2) On your internet facing host create folders for the packages you need. You can specify any folder(s) you require. I only require os, extras and updates but you may have packages installed from other folders. The full list is listed below.

atomic/
centosplus/
cloud/
configmanagement/
cr/
dotnet/
extras/
fasttrack/
isos/
messaging/
nfv/
opstools/
os/
paas/
rt/
sclo/
storage/
updates/
virt/

a) Create the folders.

> sudo mkdir -pv /repo/os
> sudo mkdir -pv /repo/updates
> sudo mkdir -pv /repo/extras

b) Use rsync to harvest the rpms and repo data. Note that these folders will create a 17.1 Gig ISO file in the next step. You need a Blu-ray burner or USB drive to move the file.

> /usr/bin/rsync -avrt rsync://mirror.umd.edu/centos/7.9.2009/os/x86_64/ /repo/os
> /usr/bin/rsync -avrt rsync://mirror.umd.edu/centos/7.9.2009/updates/x86_64/ /repo/updates
> /usr/bin/rsync -avrt rsync://mirror.umd.edu/centos/7.9.2009/extras/x86_64/ /repo/extras

c) Use genisoimage to create an ISO of the whole set. Note. In the command below, I write this ISO image to a VirtualBox shared folder mounted at /vboxshare. Use any path you like. The syntax is: genisoimage cli options – location and name of ISO file to be created and files/folders to be included in the ISO.
> genisoimage -U -r -v -J -joliet-long -allow-multidot -allow-lowercase -iso-level 4 -o /vboxshare/centos7.9.2009repo.20210101.iso /repo

3) Burn the ISO (as a file, not as an extracted image), or copy to a USB drive and move it to the offline host. Since I have VMs, I will mount the ISO to the VM. If you need to mount the ISO on a host with a Blu-ray player or on the local filesystem, see the manual mount section below.

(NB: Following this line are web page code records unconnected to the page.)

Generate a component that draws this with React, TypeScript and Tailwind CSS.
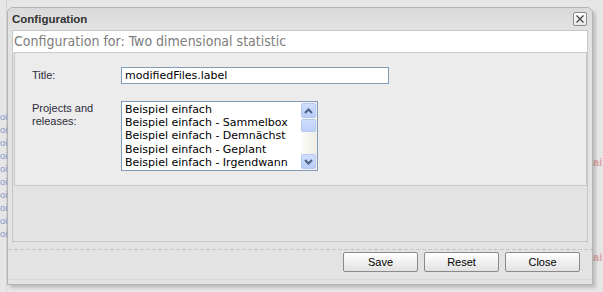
const listItems = [
  "Beispiel einfach",
  "Beispiel einfach - Sammelbox",
  "Beispiel einfach - Demnächst",
  "Beispiel einfach - Geplant",
  "Beispiel einfach - Irgendwann",
];

function Chevron({ up }: { up?: boolean }) {
  return (
    <svg width="9" height="6" viewBox="0 0 9 6" className="block">
      <path
        d={up ? "M1 5 L4.5 1.5 L8 5" : "M1 1 L4.5 4.5 L8 1"}
        fill="none"
        stroke="#4d6185"
        strokeWidth="2"
      />
    </svg>
  );
}

function ScrollButton({ up }: { up?: boolean }) {
  return (
    <div className="flex h-[15px] w-[15px] items-center justify-center rounded-[2px] border border-[#b4c8f6] bg-gradient-to-b from-[#d2defc] to-[#b6cbf8]">
      <Chevron up={up} />
    </div>
  );
}

function DialogButton({ label }: { label: string }) {
  return (
    <button className="flex h-[20px] w-[75px] items-center justify-center rounded-[2px] border border-[#8a8a8a] bg-gradient-to-b from-white to-[#e2e2e2] text-[11px] leading-none text-black">
      {label}
    </button>
  );
}

export default function App() {
  const rows = Array.from({ length: 10 });
  return (
    <div className="relative h-[292px] w-[603px] overflow-hidden bg-[#e6e6e6] font-['Liberation_Sans',Arial,sans-serif]">
      {/* page behind the modal */}
      <div className="flex h-full">
        <div className="flex w-[7px] flex-col border-r border-[#d2d2d2] pt-[110px]">
          {rows.map((_, i) => (
            <div key={i} className="h-[13px] whitespace-nowrap text-[9.5px] leading-[13px] text-[#8396cc]">
              oi
            </div>
          ))}
        </div>
        <div className="flex-1" />
        <div className="flex w-[16px] flex-col pt-[154px]">
          <div className="whitespace-nowrap text-[11px] font-bold leading-[16px] text-[#dca4a4]">vai</div>
          <div className="mt-[79px] whitespace-nowrap text-[11px] font-bold leading-[16px] text-[#dca4a4]">vai</div>
        </div>
      </div>

      {/* modal dialog */}
      <div className="absolute left-[7px] top-[7px] flex h-[278px] w-[586px] flex-col rounded-t-[6px] border border-[#b3b3b3] bg-[#e3e3e3] shadow-[3px_3px_3px_rgba(0,0,0,0.16)]">
        <div className="flex h-[22px] justify-between rounded-t-[5px] bg-gradient-to-b from-[#dadada] to-[#e2e2e2] pl-[4px] pr-[5px]">
          <span className="pt-[5px] text-[11.5px] font-bold leading-[13px] text-[#333]">Configuration</span>
          <div className="mt-[4px] flex h-[14px] w-[14px] items-center justify-center rounded-[2px] border border-[#8c8c8c] bg-gradient-to-b from-white to-[#e8e8e8]">
            <svg width="8" height="8" viewBox="0 0 8 8">
              <path d="M0.5 0.5 L7.5 7.5 M7.5 0.5 L0.5 7.5" stroke="#444" strokeWidth="1.3" />
            </svg>
          </div>
        </div>

        <div className="mx-[4px] flex h-[212px] flex-col border border-[#c6c6c6] bg-[#e3e3e3]">
          <div className="h-[21px] bg-white pl-[1px] font-['DejaVu_Sans_Condensed','DejaVu_Sans',sans-serif] text-[14px] leading-[21px] text-[#7d7d7d]">
            Configuration for: Two dimensional statistic
          </div>
          <div className="ml-[1px] flex h-[134px] flex-col border border-[#c9c9c9] bg-[#ececec] pl-[17px] pt-[14px]">
            <div className="flex items-center">
              <label className="w-[89px] text-[11px] text-[#2d2d3c]">Title:</label>
              <div className="h-[17px] w-[268px] border border-[#7f9db9] bg-white pl-[3px] font-['DejaVu_Sans',sans-serif] text-[11px] leading-[15px] text-black">
                modifiedFiles.label
              </div>
            </div>
            <div className="mt-[17px] flex items-start">
              <label className="w-[89px] pt-[1px] text-[11px] leading-[13px] text-[#2d2d3c]">
                Projects and
                <br />
                releases:
              </label>
              <div className="flex h-[70px] w-[197px] border border-[#7f9db9] bg-white">
                <div className="flex-1 overflow-hidden pl-[3px] pt-[1px] font-['DejaVu_Sans',sans-serif] text-[11px] leading-[13.2px] text-black">
                  {listItems.map((item) => (
                    <div key={item} className="whitespace-nowrap">{item}</div>
                  ))}
                </div>
                <div className="flex w-[16px] flex-col bg-gradient-to-r from-[#fbfbf8] to-[#eeede5] py-[1px]">
                  <ScrollButton up />
                  <div className="mt-[1px] h-[13px] w-[15px] rounded-[2px] border border-[#b4c8f6] bg-gradient-to-b from-[#cfdcfc] to-[#bccff8]" />
                  <div className="flex-1" />
                  <ScrollButton />
                </div>
              </div>
            </div>
          </div>
        </div>

        <div className="mt-[7px] h-[1px] bg-[repeating-linear-gradient(90deg,#c6c6c6_0_4px,transparent_4px_6px)]" />
        <div className="mt-[2px] flex justify-end gap-[6px] pr-[12px]">
          <DialogButton label="Save" />
          <DialogButton label="Reset" />
          <DialogButton label="Close" />
        </div>
        <div className="mt-[7px] h-[1px] bg-[#d6d6d6]" />
      </div>
    </div>
  );
}
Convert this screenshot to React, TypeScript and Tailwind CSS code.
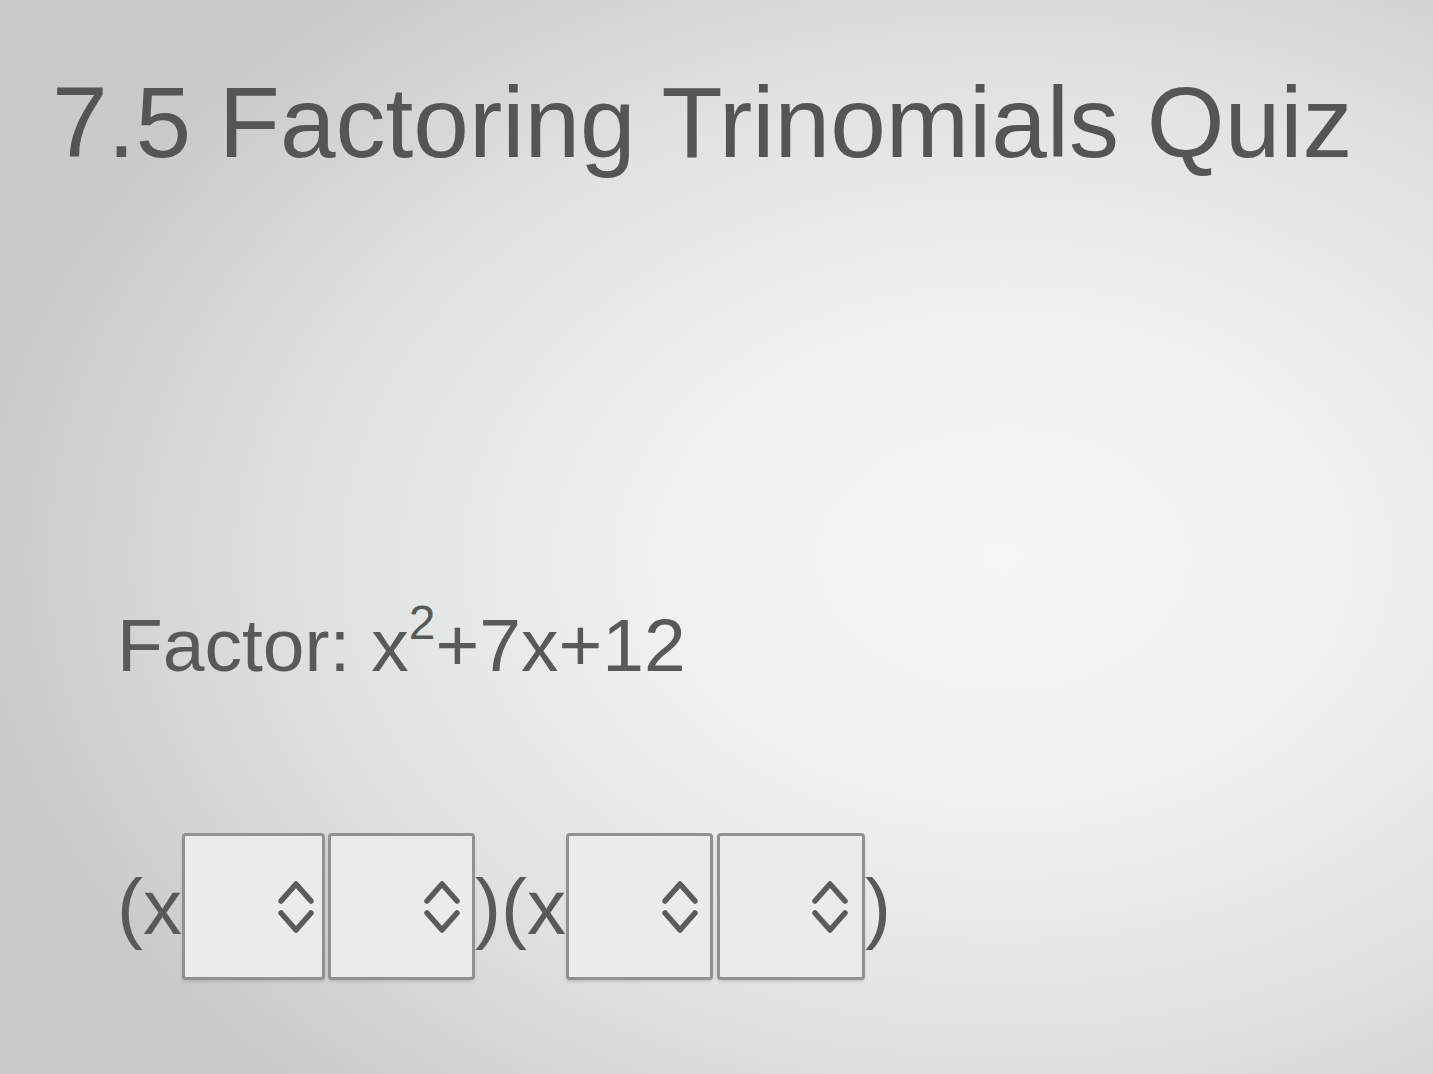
import React from "react";

function Chevrons() {
  return (
    <svg width="40" height="58" viewBox="0 0 40 58" fill="none" stroke="#585c5a" strokeWidth="5.5" strokeLinecap="round" strokeLinejoin="round">
      <path d="M5 23 L20 6 L35 23" />
      <path d="M5 35 L20 52 L35 35" />
    </svg>
  );
}

function Box({ w, pr }: { w: string; pr: string }) {
  return (
    <div className={`${w} ${pr} h-[147px] border-[3px] border-[#8f9290] rounded-[4px] bg-[#e9ecea] shadow-[0_2px_3px_rgba(0,0,0,0.12)] flex items-center justify-end`}>
      <Chevrons />
    </div>
  );
}

export default function App() {
  return (
    <div
      className="w-[1433px] h-[1074px] overflow-hidden bg-[radial-gradient(ellipse_72%_68%_at_70%_52%,#f6f7f5_0%,#eff1ef_35%,#dfe3e1_65%,#c8cbc9_100%)] text-[#505452]"
      style={{ fontFamily: '"Liberation Sans", Arial, sans-serif' }}
    >
      <div className="pt-[72px] pl-[52px]">
        <h1 className="text-[100px] leading-none font-normal whitespace-nowrap text-[#525654]">
          7.5 Factoring Trinomials Quiz
        </h1>
      </div>
      <div className="mt-[436px] pl-[117px] text-[75px] leading-none text-[#565a58] whitespace-nowrap">
        Factor: x<sup className="text-[48px] relative -top-[32px]">2</sup>+7x+12
      </div>
      <div className="mt-[150px] pl-[117px] flex items-center text-[78px] leading-none text-[#565a58]">
        <span>(x</span>
        <div className="flex gap-[3px]">
          <Box w="w-[143px]" pr="pr-[6px]" />
          <Box w="w-[147px]" pr="pr-[10px]" />
        </div>
        <span className="whitespace-nowrap">)(x</span>
        <div className="flex gap-[4px]">
          <Box w="w-[147px]" pr="pr-[10px]" />
          <Box w="w-[148px]" pr="pr-[12px]" />
        </div>
        <span>)</span>
      </div>
    </div>
  );
}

a) Mount the ISO. You have options if you don’t automount ISOs. If your host is a VM, mount it as your hypervisor dictates. You can also copy the ISO to the local filesystem and mount it. Or, manually mount the ISO from a local or USB attached DVD/blu-ray.

> sudo mkdir /mnt/iso
> sudo mount -t iso9660 -o loop /home/repouser/centos7.9.2009repo.20210101.iso /mnt/iso/
— or
> sudo mkdir /mnt/iso
> sudo blkid (to find your cd/dvd device, chances are its /dev/sr0)
> mount /dev/sr0 /media/iso/

b) Once the ISO is mounted, verify the contents. In my case the path is shown below. If your mounted path is different, you need to adjust the baseurl path in local.repo in upcoming step 5.
> df -h
/dev/sr0 17G 17G 0 100% /run/media/root/CDROM

> ls -l /run/media/root/CDROM
dr-xr-xr-x. 4 root root 2048 Jan 1 10:30 extras
dr-xr-xr-x. 8 root root 2048 Jan 1 05:23 os
dr-xr-xr-x. 4 root root 2048 Jan 1 15:42 updates

Note: Each path location listed above must have a Packages and repodata folders inside. If they don’t, it won’t work.

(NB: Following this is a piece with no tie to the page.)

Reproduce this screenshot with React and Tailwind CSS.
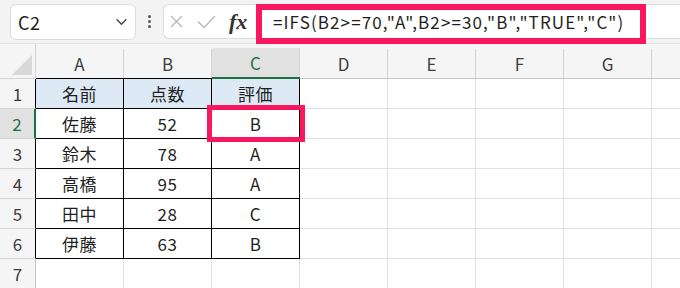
import React from 'react';

const cols = ['A', 'B', 'C', 'D', 'E', 'F', 'G'];

const rows = [
  ['名前', '点数', '評価'],
  ['佐藤', '52', 'B'],
  ['鈴木', '78', 'A'],
  ['高橋', '95', 'A'],
  ['田中', '28', 'C'],
  ['伊藤', '63', 'B'],
  ['', '', ''],
];

const font = { fontFamily: '"Noto Sans CJK JP", "Noto Sans", sans-serif' };

const Toolbar = () => (
  <div className="h-[44px] bg-[#f3f3f3] flex items-center border-b border-[#e3e3e3]">
    {/* name box */}
    <div className="ml-[10px] w-[126px] h-[36px] bg-white rounded-md border border-[#dcdcdc] flex items-center justify-between pl-[7px] pr-[7px]">
      <span className="text-[18px] text-[#1f1f1f] leading-none tracking-[0.5px]">C2</span>
      <svg className="w-[13px] h-[13px] text-[#444]" viewBox="0 0 12 12" fill="none" stroke="currentColor" strokeWidth="1.2">
        <path d="M1.5 4l4.5 4.5L10.5 4" />
      </svg>
    </div>
    {/* dots */}
    <div className="w-[27px] flex flex-col items-center gap-[2px]">
      <span className="w-[3px] h-[3px] bg-[#555] rounded-full" />
      <span className="w-[3px] h-[3px] bg-[#555] rounded-full" />
      <span className="w-[3px] h-[3px] bg-[#555] rounded-full" />
    </div>
    {/* function + formula box */}
    <div className="flex-1 h-[35px] bg-white rounded-l-md border border-r-0 border-[#dcdcdc] flex items-center">
      <div className="flex items-center pl-[6px] gap-[14px] w-[92px]">
        <svg className="w-[13px] h-[13px] text-[#b5b5b5]" viewBox="0 0 13 13" fill="none" stroke="currentColor" strokeWidth="1.2">
          <path d="M1 1l11 11M12 1L1 12" />
        </svg>
        <svg className="w-[19px] h-[13px] text-[#b5b5b5]" viewBox="0 0 19 13" fill="none" stroke="currentColor" strokeWidth="1.2">
          <path d="M1 6.5l6 6L18 1" />
        </svg>
        <span className="text-[22px] italic font-bold text-[#333] leading-none -ml-[1px]" style={{ fontFamily: '"Liberation Serif", "DejaVu Serif", serif' }}>
          fx
        </span>
      </div>
      <div className="pl-[17px] text-[17px] tracking-[1.1px] text-[#1f1f1f] whitespace-nowrap leading-none">
        =IFS(B2&gt;=70,"A",B2&gt;=30,"B","TRUE","C")
      </div>
    </div>
  </div>
);

const HeaderRow = () => (
  <div className="flex h-[35px] bg-[#f5f5f5]">
    <div className="w-[36px] shrink-0 flex items-end justify-end border-b border-r border-[#d4d4d4]">
      <svg className="w-[20px] h-[20px] mb-[3px] mr-[3px]" viewBox="0 0 20 20">
        <polygon points="20,0 20,20 0,20" fill="#d8d8d8" />
      </svg>
    </div>
    {cols.map((c, i) => {
      const sel = c === 'C';
      const inTable = i < 2;
      return (
        <div
          key={c}
          className={
            'w-[88px] shrink-0 flex items-end ' +
            (sel
              ? 'border-b-2 border-[#1e7145]'
              : inTable
              ? 'border-b border-black'
              : 'border-b border-[#c6c6c6]')
          }
        >
          <div
            className={
              'w-full h-[29px] flex items-center justify-center border-r border-[#d4d4d4] text-[17px] ' +
              (sel ? 'bg-[#e1e1e1] text-[#1e7145]' : 'text-[#3d3d3d]')
            }
          >
            {c}
          </div>
        </div>
      );
    })}
    <div className="flex-1 border-b border-[#c6c6c6]" />
  </div>
);

const DataRow = ({ n, values }) => {
  const inTable = n <= 6;
  const sel = n === 2;
  return (
    <div className="flex h-[30px]">
      <div
        className={
          'w-[36px] shrink-0 flex items-center justify-center text-[17px] border-b border-[#d4d4d4] ' +
          (sel
            ? 'bg-[#e1e1e1] text-[#1e7145] border-r-2 border-r-[#1e7145]'
            : inTable
            ? 'bg-[#f5f5f5] text-[#3d3d3d] border-r border-r-black'
            : 'bg-[#f5f5f5] text-[#3d3d3d] border-r border-r-[#c6c6c6]')
        }
      >
        {n}
      </div>
      {cols.map((c, i) => {
        const tableCell = inTable && i < 3;
        return (
          <div
            key={c}
            className={
              'w-[88px] shrink-0 flex items-center justify-center text-[17px] tracking-[0.5px] text-[#1f1f1f] ' +
              (tableCell ? 'border-b border-r border-black ' : 'border-b border-r border-[#e1e1e1] ') +
              (n === 1 && i < 3 ? 'bg-[#dde9f5]' : 'bg-white')
            }
          >
            {values[i] || ''}
          </div>
        );
      })}
      <div className="flex-1 border-b border-[#e1e1e1] bg-white" />
    </div>
  );
};

export default function App() {
  return (
    <div className="relative w-[680px] h-[288px] overflow-hidden bg-white" style={font}>
      <Toolbar />
      <HeaderRow />
      {rows.map((r, i) => (
        <DataRow key={i} n={i + 1} values={r} />
      ))}

      {/* annotation boxes */}
      <div className="absolute left-[256px] top-[4px] w-[390px] h-[40px] border-[6px] border-[#fb1660]" />
      <div className="absolute left-[207px] top-[105px] w-[98px] h-[37px] border-[5px] border-[#fb1660]" />
    </div>
  );
}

4) On the CentOS host, create an archive folder if it doesn’t already exist.  Move existing *.repo files to the archive folder.

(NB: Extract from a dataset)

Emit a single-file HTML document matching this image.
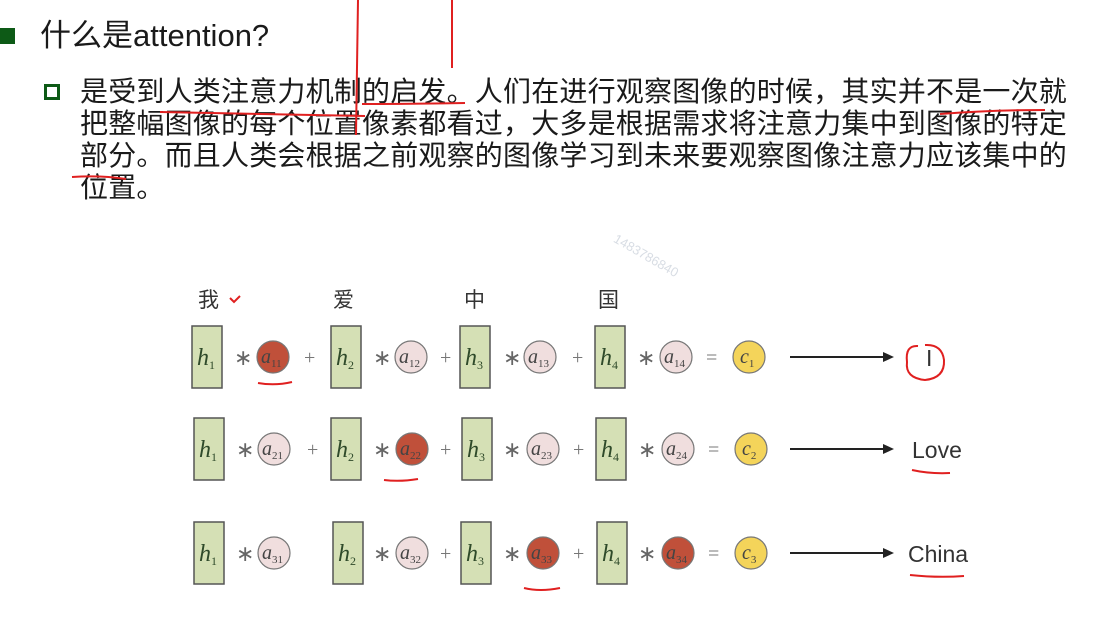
<!DOCTYPE html>
<html><head><meta charset="utf-8"><style>
html,body{margin:0;padding:0;background:#fff;width:1101px;height:639px;overflow:hidden;position:relative}
.t{position:absolute;font-family:"Liberation Sans","Noto Sans CJK SC",sans-serif;color:#1a1a1a;white-space:nowrap}
</style></head><body>
<div style="position:absolute;left:0;top:28px;width:15px;height:16px;background:#0d5a16"></div>
<div class="t" style="left:40px;top:16px;font-size:31px;line-height:40px">什么是attention?</div>
<div style="position:absolute;left:44px;top:84px;width:10px;height:10px;border:3px solid #0d5a16"></div>
<div class="t" style="left:80px;top:76px;font-size:28px;line-height:32px;letter-spacing:0.2px">是受到人类注意力机制的启发。人们在进行观察图像的时候，其实并不是一次就<br>把整幅图像的每个位置像素都看过，大多是根据需求将注意力集中到图像的特定<br>部分。而且人类会根据之前观察的图像学习到未来要观察图像注意力应该集中的<br>位置。</div>
<div class="t" style="left:610px;top:248px;font-size:13px;color:#d8dde4;transform:rotate(30deg)">1483786840</div>
<svg width="1101" height="639" style="position:absolute;left:0;top:0" font-family="Liberation Serif,serif">
<g font-family="Noto Sans CJK SC,sans-serif" font-size="21" fill="#333">
<text x="198" y="307">我</text><text x="333" y="307">爱</text><text x="464" y="307">中</text><text x="598" y="307">国</text></g>
<g id="rows" font-size="20" fill="#555">
</g>
<g stroke="#e02020" stroke-width="2" fill="none">
<path d="M358 0 L356 135"/><path d="M452 0 L452 68"/>
<path d="M160 112 Q250 114 365 116"/><path d="M362 104 Q410 104 465 103"/>
<path d="M72 177 Q100 175 126 179"/><path d="M940 114 Q990 110 1045 110"/>
<path d="M918 346 Q905 345 907 362 Q905 378 925 380 Q945 378 944 360 Q942 344 925 345"/>
<path d="M258 383 Q275 386 292 382"/><path d="M384 480 Q400 482 418 479"/>
<path d="M524 588 Q540 592 560 588"/><path d="M912 470 Q930 474 950 473"/><path d="M910 575 Q938 578 964 576"/>
<path d="M230 298 l4 4 l6 -6"/>
</g>
</svg>
<script>
var rows=[[357,[[192,241,273,'11','#c0503a',310],[331,380,411,'12','#f0dede',446],[460,510,540,'13','#f0dede',578],[595,644,676,'14','#f0dede',0]],'c1'],
[449,[[194,243,274,'21','#f0dede',313],[331,380,412,'22','#c0503a',446],[462,510,543,'23','#f0dede',579],[596,645,678,'24','#f0dede',0]],'c2'],
[553,[[194,243,274,'31','#f0dede',0],[333,380,412,'32','#f0dede',446],[461,510,543,'33','#c0503a',579],[597,645,678,'34','#c0503a',0]],'c3']];
var outs=['I','Love','China'];var s='';
rows.forEach(function(r,ri){var y=r[0];r[1].forEach(function(c,i){
s+='<rect x="'+c[0]+'" y="'+(y-31)+'" width="30" height="62" fill="#d5e0b5" stroke="#555" stroke-width="1.5"/>';
s+='<text x="'+(c[0]+5)+'" y="'+(y+8)+'" font-style="italic" font-size="24" fill="#2f4a2a">h<tspan font-size="12" font-style="normal" dy="4">'+(i+1)+'</tspan></text>';
s+='<text x="'+(c[1]-7)+'" y="'+(y+8)+'" font-size="22" fill="#666">∗</text>';
s+='<circle cx="'+c[2]+'" cy="'+y+'" r="16" fill="'+c[4]+'" stroke="#777" stroke-width="1.2"/>';
s+='<text x="'+(c[2]-12)+'" y="'+(y+6)+'" font-style="italic" font-size="20" fill="#444">a<tspan font-size="11" font-style="normal" dy="4">'+c[3]+'</tspan></text>';
if(c[5])s+='<text x="'+(c[5]-6)+'" y="'+(y+7)+'" font-size="20" fill="#777">+</text>';});
var cx=ri==0?749:751;
s+='<text x="'+(ri==0?706:708)+'" y="'+(y+7)+'" font-size="20" fill="#777">=</text>';
s+='<circle cx="'+cx+'" cy="'+y+'" r="16" fill="#f4d45a" stroke="#777" stroke-width="1.2"/>';
s+='<text x="'+(cx-9)+'" y="'+(y+6)+'" font-style="italic" font-size="20" fill="#444">c<tspan font-size="11" font-style="normal" dy="4">'+(ri+1)+'</tspan></text>';
s+='<line x1="790" y1="'+y+'" x2="885" y2="'+y+'" stroke="#222" stroke-width="2"/><path d="M883 '+(y-5)+' L894 '+y+' L883 '+(y+5)+'Z" fill="#222"/>';
var ox=[926,912,908][ri];
s+='<text x="'+ox+'" y="'+(y+9)+'" font-family="Liberation Sans,sans-serif" font-size="23" fill="#333">'+outs[ri]+'</text>';});
document.getElementById('rows').innerHTML=s;
</script>
</body></html>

> sudo mkdir -pv /etc/yum.repos.d/archive
> cd /etc/yum.repos.d/
> sudo /bin/mv *.repo archive/

5) Create the local.repo file in /etc/yum.repos.d/ and paste in the contents below.

> cd /etc/yum.repos.d/
> sudo vi local.repo (add the lines below and issue a wq! to save the file)

[base]
name=CentOS-$releasever – Base
baseurl=file:///run/media/root/CDROM/os/
gpgcheck=1
gpgkey=file:///etc/pki/rpm-gpg/RPM-GPG-KEY-CentOS-7

[updates]
name=CentOS-$releasever – Updates
baseurl=file:///run/media/root/CDROM/updates/
gpgcheck=1
gpgkey=file:///etc/pki/rpm-gpg/RPM-GPG-KEY-CentOS-7

[extras]
name=CentOS-$releasever – Extras
baseurl=file:///run/media/root/CDROM/extras/
gpgcheck=1
gpgkey=file:///etc/pki/rpm-gpg/RPM-GPG-KEY-CentOS-7

6) Mount the CentOS rsync’d update ISO is not already done and update the OS.

> yum update
> reboot

Note: If you get errors trying to run yum update due to gpg checks, just comment out gpgkey and change gpgcheck to 0 in the local.repo file, and then run yum update again.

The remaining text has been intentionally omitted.